▶ **Information provided**
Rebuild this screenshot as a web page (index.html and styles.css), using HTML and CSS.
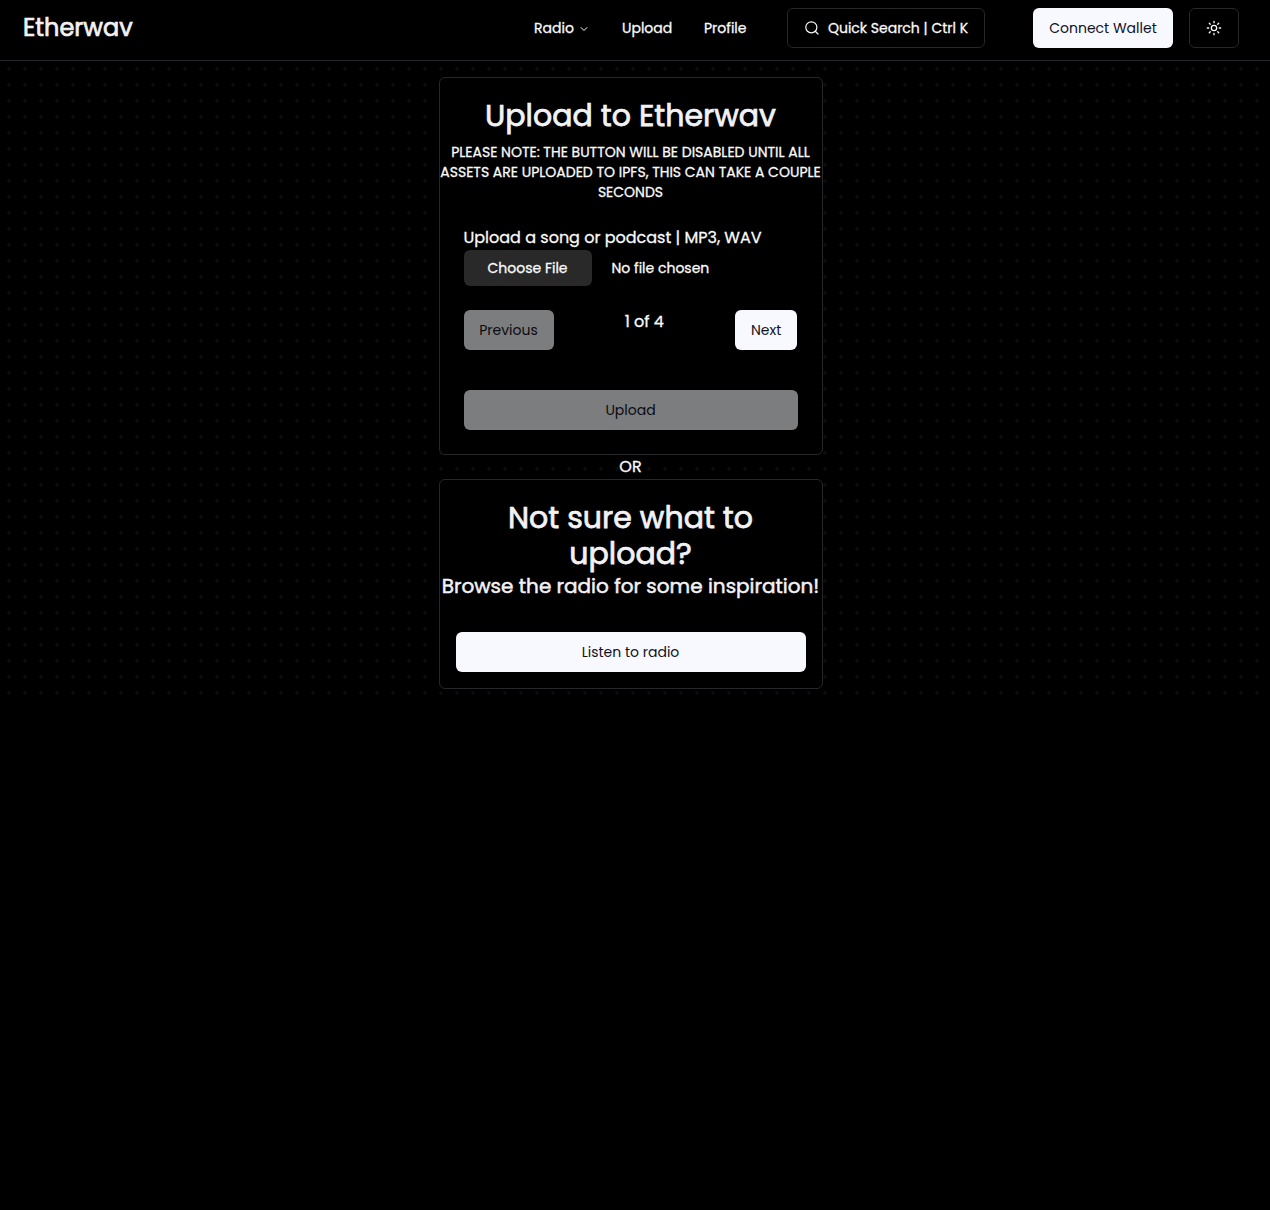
FILE: index.html
```html
<!DOCTYPE html>
<html lang="en">
<head>
<meta charset="utf-8">
<title>Etherwav</title>
<link rel="stylesheet" href="styles.css">
</head>
<body>
<header class="header">
  <a class="brand">Etherwav</a>
  <nav class="nav">
    <a class="nav-item nav-radio"><span>Radio</span>
      <svg class="chevron" viewBox="0 0 24 24" fill="none" stroke="currentColor" stroke-width="2" stroke-linecap="round" stroke-linejoin="round"><path d="m6 9 6 6 6-6"/></svg>
    </a>
    <a class="nav-item nav-upload">Upload</a>
    <a class="nav-item nav-profile">Profile</a>
  </nav>
  <button class="outline search">
    <svg class="icon" viewBox="0 0 24 24" fill="none" stroke="currentColor" stroke-width="1.8" stroke-linecap="round" stroke-linejoin="round"><circle cx="11" cy="11" r="8.3"/><path d="m21 21-4.1-4.1"/></svg>
    <span>Quick Search | Ctrl K</span>
  </button>
  <button class="button connect">Connect Wallet</button>
  <button class="outline theme" aria-label="Toggle theme">
    <svg class="icon" viewBox="0 0 24 24" fill="none" stroke="currentColor" stroke-width="2" stroke-linecap="round" stroke-linejoin="round"><circle cx="12" cy="12" r="4"/><path d="M12 2v2M12 20v2M4.93 4.93l1.41 1.41M17.66 17.66l1.41 1.41M2 12h2M20 12h2M6.34 17.66l-1.41 1.41M19.07 4.93l-1.41 1.41"/></svg>
  </button>
</header>
<main class="main">
  <section class="card">
    <h1 class="title">Upload to Etherwav</h1>
    <p class="note">PLEASE NOTE: THE BUTTON WILL BE DISABLED UNTIL ALL ASSETS ARE UPLOADED TO IPFS, THIS CAN TAKE A COUPLE SECONDS</p>
    <div class="form">
      <div>Upload a song or podcast | MP3, WAV</div>
      <div class="file"><button class="choose">Choose File</button><span>No file chosen</span></div>
      <div class="pager">
        <button class="button previous" disabled>Previous</button>
        <span>1 of 4</span>
        <button class="button next">Next</button>
      </div>
      <button class="button submit" disabled>Upload</button>
    </div>
  </section>
  <div>OR</div>
  <section class="card radio-card">
    <h2 class="title">Not sure what to upload?</h2>
    <p class="subtitle">Browse the radio for some inspiration!</p>
    <button class="button listen">Listen to radio</button>
  </section>
</main>
</body>
</html>
```
FILE: styles.css
```css
* { box-sizing: border-box; }
body {
  margin: 0;
  background: #000;
  color: #fafafa;
  font: 400 16px/24px "Poppins", "Inter", sans-serif;
  -webkit-text-stroke: 0.28px currentColor;
}
h1, h2, p { margin: 0; }
button { font: inherit; color: inherit; padding: 0; border: 0; background: none; }

.header {
  display: flex;
  align-items: center;
  height: 61px;
  padding: 0 31px 4px 23px;
  border-bottom: 1px solid #242426;
  font-size: 14px;
  line-height: 20px;
}
.brand { margin-right: auto; font-size: 24px; line-height: 32px; -webkit-text-stroke-width: 0.7px; color: #f2f2f4; }
.nav { display: flex; margin-right: 24px; }
.nav-item { padding-left: 16px; white-space: nowrap; }
.nav-radio { display: flex; align-items: center; width: 88px; }
.nav-upload { width: 82px; }
.nav-profile { width: 75px; }
.chevron { width: 12px; height: 12px; margin: 2px 0 0 4px; }
.icon { width: 16px; height: 16px; }
.outline {
  display: flex;
  align-items: center;
  justify-content: center;
  height: 40px;
  border: 1px solid #27272a;
  border-radius: 6px;
}
.search { width: 198px; gap: 8px; margin-right: 48px; white-space: nowrap; }
.theme { width: 50px; margin-left: 16px; }

.button {
  height: 40px;
  border-radius: 6px;
  background: #f8f9fe;
  color: #11111d;
  font-size: 14px;
  line-height: 20px;
  -webkit-text-stroke-width: 0;
}
.button:disabled { background: #7c7d7f; color: #0b0b12; }
.connect { width: 140px; }

.main {
  display: flex;
  flex-direction: column;
  align-items: center;
  padding: 16px 9px 8px 0;
  background: radial-gradient(circle at 9px 8px, #0c0c0c 0, #0c0c0c 1.4px, transparent 2.2px) 0 0 / 16px 16px;
}
.card {
  width: 384px;
  padding-top: 20px;
  border: 1px solid #27272a;
  border-radius: 6px;
  background: #000;
  text-align: center;
}
.title { padding: 0 24px; font-size: 30px; line-height: 36px; font-weight: 400; -webkit-text-stroke-width: 0.75px; color: #f2f2f4; }
.note { margin-top: 8px; font-size: 14px; line-height: 20px; }
.form { padding: 24px; text-align: left; }
.file { display: flex; align-items: center; gap: 20px; font-size: 14px; line-height: 20px; }
.choose { width: 128px; height: 36px; border-radius: 6px; background: #292929; }
.pager { display: flex; justify-content: space-between; margin: 24px 0.4px 40px 0; }
.previous { width: 90px; }
.next { width: 62px; }
.submit { display: block; width: 100%; }
.radio-card { padding-bottom: 16px; }
.subtitle { font-size: 20px; line-height: 28px; -webkit-text-stroke-width: 0.5px; white-space: nowrap; color: #f2f2f4; }
.listen { display: block; width: 350px; margin: 32px 0 0 16px; }
```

▶ **What is asked**
Check each line of the material above for "index" and say how many lines contain it, giving the number alone.

▶ **Exercise answer**
2